- _Task brief_: Return the full material exactly.

- _Information provided_:
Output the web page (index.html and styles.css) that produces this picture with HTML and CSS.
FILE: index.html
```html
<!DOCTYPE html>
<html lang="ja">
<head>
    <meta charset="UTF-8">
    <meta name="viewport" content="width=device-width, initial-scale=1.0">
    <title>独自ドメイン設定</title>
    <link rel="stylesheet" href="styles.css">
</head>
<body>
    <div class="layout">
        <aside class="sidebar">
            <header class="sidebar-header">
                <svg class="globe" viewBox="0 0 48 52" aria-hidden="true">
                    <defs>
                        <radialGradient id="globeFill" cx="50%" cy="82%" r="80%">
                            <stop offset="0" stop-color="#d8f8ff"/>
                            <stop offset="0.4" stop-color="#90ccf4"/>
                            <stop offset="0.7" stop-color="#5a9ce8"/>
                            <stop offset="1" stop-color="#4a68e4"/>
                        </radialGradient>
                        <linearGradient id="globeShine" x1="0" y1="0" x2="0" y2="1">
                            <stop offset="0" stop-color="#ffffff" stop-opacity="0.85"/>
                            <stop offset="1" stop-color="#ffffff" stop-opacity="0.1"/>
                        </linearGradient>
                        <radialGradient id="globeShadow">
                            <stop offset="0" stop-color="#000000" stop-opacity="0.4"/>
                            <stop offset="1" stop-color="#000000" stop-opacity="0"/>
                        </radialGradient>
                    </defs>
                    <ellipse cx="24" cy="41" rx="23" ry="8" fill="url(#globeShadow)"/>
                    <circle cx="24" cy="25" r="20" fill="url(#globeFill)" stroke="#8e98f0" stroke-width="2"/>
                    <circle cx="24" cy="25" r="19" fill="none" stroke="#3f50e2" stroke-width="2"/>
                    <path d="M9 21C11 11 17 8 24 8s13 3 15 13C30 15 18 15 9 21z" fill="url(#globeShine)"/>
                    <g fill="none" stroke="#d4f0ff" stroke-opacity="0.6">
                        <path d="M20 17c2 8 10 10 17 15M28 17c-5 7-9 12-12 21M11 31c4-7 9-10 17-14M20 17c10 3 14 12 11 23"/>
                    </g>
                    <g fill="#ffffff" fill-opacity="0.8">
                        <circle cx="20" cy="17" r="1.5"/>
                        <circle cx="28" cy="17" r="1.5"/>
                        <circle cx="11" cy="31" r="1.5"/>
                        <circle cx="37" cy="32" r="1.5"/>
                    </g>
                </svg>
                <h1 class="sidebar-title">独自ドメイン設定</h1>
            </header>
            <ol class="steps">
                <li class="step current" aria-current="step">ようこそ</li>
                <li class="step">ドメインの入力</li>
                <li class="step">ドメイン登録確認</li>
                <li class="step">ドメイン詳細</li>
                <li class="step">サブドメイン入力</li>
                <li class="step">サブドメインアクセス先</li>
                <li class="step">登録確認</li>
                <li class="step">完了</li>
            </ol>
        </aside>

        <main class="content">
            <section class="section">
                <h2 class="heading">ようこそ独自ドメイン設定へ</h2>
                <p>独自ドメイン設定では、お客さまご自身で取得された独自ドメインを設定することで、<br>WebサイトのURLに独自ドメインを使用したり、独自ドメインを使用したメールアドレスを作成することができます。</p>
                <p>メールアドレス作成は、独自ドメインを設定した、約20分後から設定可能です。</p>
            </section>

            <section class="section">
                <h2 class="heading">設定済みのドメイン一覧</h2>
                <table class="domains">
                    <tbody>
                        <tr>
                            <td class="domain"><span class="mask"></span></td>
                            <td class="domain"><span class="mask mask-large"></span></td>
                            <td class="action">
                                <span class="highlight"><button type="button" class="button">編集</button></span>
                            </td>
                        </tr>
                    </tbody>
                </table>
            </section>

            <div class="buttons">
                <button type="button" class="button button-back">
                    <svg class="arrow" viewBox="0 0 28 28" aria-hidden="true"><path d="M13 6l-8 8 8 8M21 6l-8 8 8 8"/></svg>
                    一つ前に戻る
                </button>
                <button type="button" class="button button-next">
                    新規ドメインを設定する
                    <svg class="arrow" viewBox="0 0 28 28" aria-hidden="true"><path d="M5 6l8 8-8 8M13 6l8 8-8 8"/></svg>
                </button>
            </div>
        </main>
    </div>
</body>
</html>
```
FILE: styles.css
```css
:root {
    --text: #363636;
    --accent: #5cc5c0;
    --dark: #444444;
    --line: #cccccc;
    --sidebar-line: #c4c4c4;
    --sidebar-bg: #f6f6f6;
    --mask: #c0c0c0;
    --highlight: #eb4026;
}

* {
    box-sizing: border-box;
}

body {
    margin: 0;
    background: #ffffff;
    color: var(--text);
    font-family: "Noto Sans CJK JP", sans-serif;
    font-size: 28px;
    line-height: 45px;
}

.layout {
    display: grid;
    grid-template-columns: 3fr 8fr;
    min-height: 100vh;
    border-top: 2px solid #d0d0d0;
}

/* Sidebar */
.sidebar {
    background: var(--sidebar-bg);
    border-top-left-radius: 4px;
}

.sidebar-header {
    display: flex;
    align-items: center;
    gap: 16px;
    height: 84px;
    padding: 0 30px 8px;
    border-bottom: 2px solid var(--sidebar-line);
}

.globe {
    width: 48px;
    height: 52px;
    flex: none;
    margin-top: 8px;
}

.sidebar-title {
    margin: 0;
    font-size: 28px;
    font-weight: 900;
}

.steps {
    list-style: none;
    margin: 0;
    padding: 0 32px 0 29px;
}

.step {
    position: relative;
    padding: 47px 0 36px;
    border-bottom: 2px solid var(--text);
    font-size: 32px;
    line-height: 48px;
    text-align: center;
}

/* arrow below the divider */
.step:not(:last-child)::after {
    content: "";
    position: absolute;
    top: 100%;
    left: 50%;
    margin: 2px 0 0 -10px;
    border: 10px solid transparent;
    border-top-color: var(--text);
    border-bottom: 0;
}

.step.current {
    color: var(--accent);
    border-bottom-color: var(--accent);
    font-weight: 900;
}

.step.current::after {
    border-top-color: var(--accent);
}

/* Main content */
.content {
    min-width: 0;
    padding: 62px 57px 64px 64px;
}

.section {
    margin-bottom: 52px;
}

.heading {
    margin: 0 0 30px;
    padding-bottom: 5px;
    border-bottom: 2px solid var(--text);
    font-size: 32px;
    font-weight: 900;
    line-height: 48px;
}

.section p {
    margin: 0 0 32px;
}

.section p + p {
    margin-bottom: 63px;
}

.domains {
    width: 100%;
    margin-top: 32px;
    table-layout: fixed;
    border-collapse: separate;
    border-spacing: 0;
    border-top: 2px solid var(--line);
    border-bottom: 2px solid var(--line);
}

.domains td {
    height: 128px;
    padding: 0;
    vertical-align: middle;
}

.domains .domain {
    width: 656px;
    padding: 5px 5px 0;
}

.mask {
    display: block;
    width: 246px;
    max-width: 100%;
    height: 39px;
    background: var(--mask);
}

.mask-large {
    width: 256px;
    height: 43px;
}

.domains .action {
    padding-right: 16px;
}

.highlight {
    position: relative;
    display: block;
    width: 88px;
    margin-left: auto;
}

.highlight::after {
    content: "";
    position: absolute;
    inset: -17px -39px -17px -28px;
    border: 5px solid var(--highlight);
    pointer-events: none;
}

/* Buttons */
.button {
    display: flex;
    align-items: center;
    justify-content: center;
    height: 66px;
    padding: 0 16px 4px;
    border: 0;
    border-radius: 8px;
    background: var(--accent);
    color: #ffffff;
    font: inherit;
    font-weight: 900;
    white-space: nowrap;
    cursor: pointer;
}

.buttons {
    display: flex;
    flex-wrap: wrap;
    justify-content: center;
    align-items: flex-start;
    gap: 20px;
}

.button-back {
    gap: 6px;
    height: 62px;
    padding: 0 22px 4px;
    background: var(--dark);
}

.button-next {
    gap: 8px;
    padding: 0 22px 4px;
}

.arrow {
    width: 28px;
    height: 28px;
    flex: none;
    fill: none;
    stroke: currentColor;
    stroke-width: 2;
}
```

- _Written reply_:
Output the web page (index.html and styles.css) that produces this picture with HTML and CSS.
FILE: index.html
```html
<!DOCTYPE html>
<html lang="ja">
<head>
    <meta charset="UTF-8">
    <meta name="viewport" content="width=device-width, initial-scale=1.0">
    <title>独自ドメイン設定</title>
    <link rel="stylesheet" href="styles.css">
</head>
<body>
    <div class="layout">
        <aside class="sidebar">
            <header class="sidebar-header">
                <svg class="globe" viewBox="0 0 48 52" aria-hidden="true">
                    <defs>
                        <radialGradient id="globeFill" cx="50%" cy="82%" r="80%">
                            <stop offset="0" stop-color="#d8f8ff"/>
                            <stop offset="0.4" stop-color="#90ccf4"/>
                            <stop offset="0.7" stop-color="#5a9ce8"/>
                            <stop offset="1" stop-color="#4a68e4"/>
                        </radialGradient>
                        <linearGradient id="globeShine" x1="0" y1="0" x2="0" y2="1">
                            <stop offset="0" stop-color="#ffffff" stop-opacity="0.85"/>
                            <stop offset="1" stop-color="#ffffff" stop-opacity="0.1"/>
                        </linearGradient>
                        <radialGradient id="globeShadow">
                            <stop offset="0" stop-color="#000000" stop-opacity="0.4"/>
                            <stop offset="1" stop-color="#000000" stop-opacity="0"/>
                        </radialGradient>
                    </defs>
                    <ellipse cx="24" cy="41" rx="23" ry="8" fill="url(#globeShadow)"/>
                    <circle cx="24" cy="25" r="20" fill="url(#globeFill)" stroke="#8e98f0" stroke-width="2"/>
                    <circle cx="24" cy="25" r="19" fill="none" stroke="#3f50e2" stroke-width="2"/>
                    <path d="M9 21C11 11 17 8 24 8s13 3 15 13C30 15 18 15 9 21z" fill="url(#globeShine)"/>
                    <g fill="none" stroke="#d4f0ff" stroke-opacity="0.6">
                        <path d="M20 17c2 8 10 10 17 15M28 17c-5 7-9 12-12 21M11 31c4-7 9-10 17-14M20 17c10 3 14 12 11 23"/>
                    </g>
                    <g fill="#ffffff" fill-opacity="0.8">
                        <circle cx="20" cy="17" r="1.5"/>
                        <circle cx="28" cy="17" r="1.5"/>
                        <circle cx="11" cy="31" r="1.5"/>
                        <circle cx="37" cy="32" r="1.5"/>
                    </g>
                </svg>
                <h1 class="sidebar-title">独自ドメイン設定</h1>
            </header>
            <ol class="steps">
                <li class="step current" aria-current="step">ようこそ</li>
                <li class="step">ドメインの入力</li>
                <li class="step">ドメイン登録確認</li>
                <li class="step">ドメイン詳細</li>
                <li class="step">サブドメイン入力</li>
                <li class="step">サブドメインアクセス先</li>
                <li class="step">登録確認</li>
                <li class="step">完了</li>
            </ol>
        </aside>

        <main class="content">
            <section class="section">
                <h2 class="heading">ようこそ独自ドメイン設定へ</h2>
                <p>独自ドメイン設定では、お客さまご自身で取得された独自ドメインを設定することで、<br>WebサイトのURLに独自ドメインを使用したり、独自ドメインを使用したメールアドレスを作成することができます。</p>
                <p>メールアドレス作成は、独自ドメインを設定した、約20分後から設定可能です。</p>
            </section>

            <section class="section">
                <h2 class="heading">設定済みのドメイン一覧</h2>
                <table class="domains">
                    <tbody>
                        <tr>
                            <td class="domain"><span class="mask"></span></td>
                            <td class="domain"><span class="mask mask-large"></span></td>
                            <td class="action">
                                <span class="highlight"><button type="button" class="button">編集</button></span>
                            </td>
                        </tr>
                    </tbody>
                </table>
            </section>

            <div class="buttons">
                <button type="button" class="button button-back">
                    <svg class="arrow" viewBox="0 0 28 28" aria-hidden="true"><path d="M13 6l-8 8 8 8M21 6l-8 8 8 8"/></svg>
                    一つ前に戻る
                </button>
                <button type="button" class="button button-next">
                    新規ドメインを設定する
                    <svg class="arrow" viewBox="0 0 28 28" aria-hidden="true"><path d="M5 6l8 8-8 8M13 6l8 8-8 8"/></svg>
                </button>
            </div>
        </main>
    </div>
</body>
</html>
```
FILE: styles.css
```css
:root {
    --text: #363636;
    --accent: #5cc5c0;
    --dark: #444444;
    --line: #cccccc;
    --sidebar-line: #c4c4c4;
    --sidebar-bg: #f6f6f6;
    --mask: #c0c0c0;
    --highlight: #eb4026;
}

* {
    box-sizing: border-box;
}

body {
    margin: 0;
    background: #ffffff;
    color: var(--text);
    font-family: "Noto Sans CJK JP", sans-serif;
    font-size: 28px;
    line-height: 45px;
}

.layout {
    display: grid;
    grid-template-columns: 3fr 8fr;
    min-height: 100vh;
    border-top: 2px solid #d0d0d0;
}

/* Sidebar */
.sidebar {
    background: var(--sidebar-bg);
    border-top-left-radius: 4px;
}

.sidebar-header {
    display: flex;
    align-items: center;
    gap: 16px;
    height: 84px;
    padding: 0 30px 8px;
    border-bottom: 2px solid var(--sidebar-line);
}

.globe {
    width: 48px;
    height: 52px;
    flex: none;
    margin-top: 8px;
}

.sidebar-title {
    margin: 0;
    font-size: 28px;
    font-weight: 900;
}

.steps {
    list-style: none;
    margin: 0;
    padding: 0 32px 0 29px;
}

.step {
    position: relative;
    padding: 47px 0 36px;
    border-bottom: 2px solid var(--text);
    font-size: 32px;
    line-height: 48px;
    text-align: center;
}

/* arrow below the divider */
.step:not(:last-child)::after {
    content: "";
    position: absolute;
    top: 100%;
    left: 50%;
    margin: 2px 0 0 -10px;
    border: 10px solid transparent;
    border-top-color: var(--text);
    border-bottom: 0;
}

.step.current {
    color: var(--accent);
    border-bottom-color: var(--accent);
    font-weight: 900;
}

.step.current::after {
    border-top-color: var(--accent);
}

/* Main content */
.content {
    min-width: 0;
    padding: 62px 57px 64px 64px;
}

.section {
    margin-bottom: 52px;
}

.heading {
    margin: 0 0 30px;
    padding-bottom: 5px;
    border-bottom: 2px solid var(--text);
    font-size: 32px;
    font-weight: 900;
    line-height: 48px;
}

.section p {
    margin: 0 0 32px;
}

.section p + p {
    margin-bottom: 63px;
}

.domains {
    width: 100%;
    margin-top: 32px;
    table-layout: fixed;
    border-collapse: separate;
    border-spacing: 0;
    border-top: 2px solid var(--line);
    border-bottom: 2px solid var(--line);
}

.domains td {
    height: 128px;
    padding: 0;
    vertical-align: middle;
}

.domains .domain {
    width: 656px;
    padding: 5px 5px 0;
}

.mask {
    display: block;
    width: 246px;
    max-width: 100%;
    height: 39px;
    background: var(--mask);
}

.mask-large {
    width: 256px;
    height: 43px;
}

.domains .action {
    padding-right: 16px;
}

.highlight {
    position: relative;
    display: block;
    width: 88px;
    margin-left: auto;
}

.highlight::after {
    content: "";
    position: absolute;
    inset: -17px -39px -17px -28px;
    border: 5px solid var(--highlight);
    pointer-events: none;
}

/* Buttons */
.button {
    display: flex;
    align-items: center;
    justify-content: center;
    height: 66px;
    padding: 0 16px 4px;
    border: 0;
    border-radius: 8px;
    background: var(--accent);
    color: #ffffff;
    font: inherit;
    font-weight: 900;
    white-space: nowrap;
    cursor: pointer;
}

.buttons {
    display: flex;
    flex-wrap: wrap;
    justify-content: center;
    align-items: flex-start;
    gap: 20px;
}

.button-back {
    gap: 6px;
    height: 62px;
    padding: 0 22px 4px;
    background: var(--dark);
}

.button-next {
    gap: 8px;
    padding: 0 22px 4px;
}

.arrow {
    width: 28px;
    height: 28px;
    flex: none;
    fill: none;
    stroke: currentColor;
    stroke-width: 2;
}
```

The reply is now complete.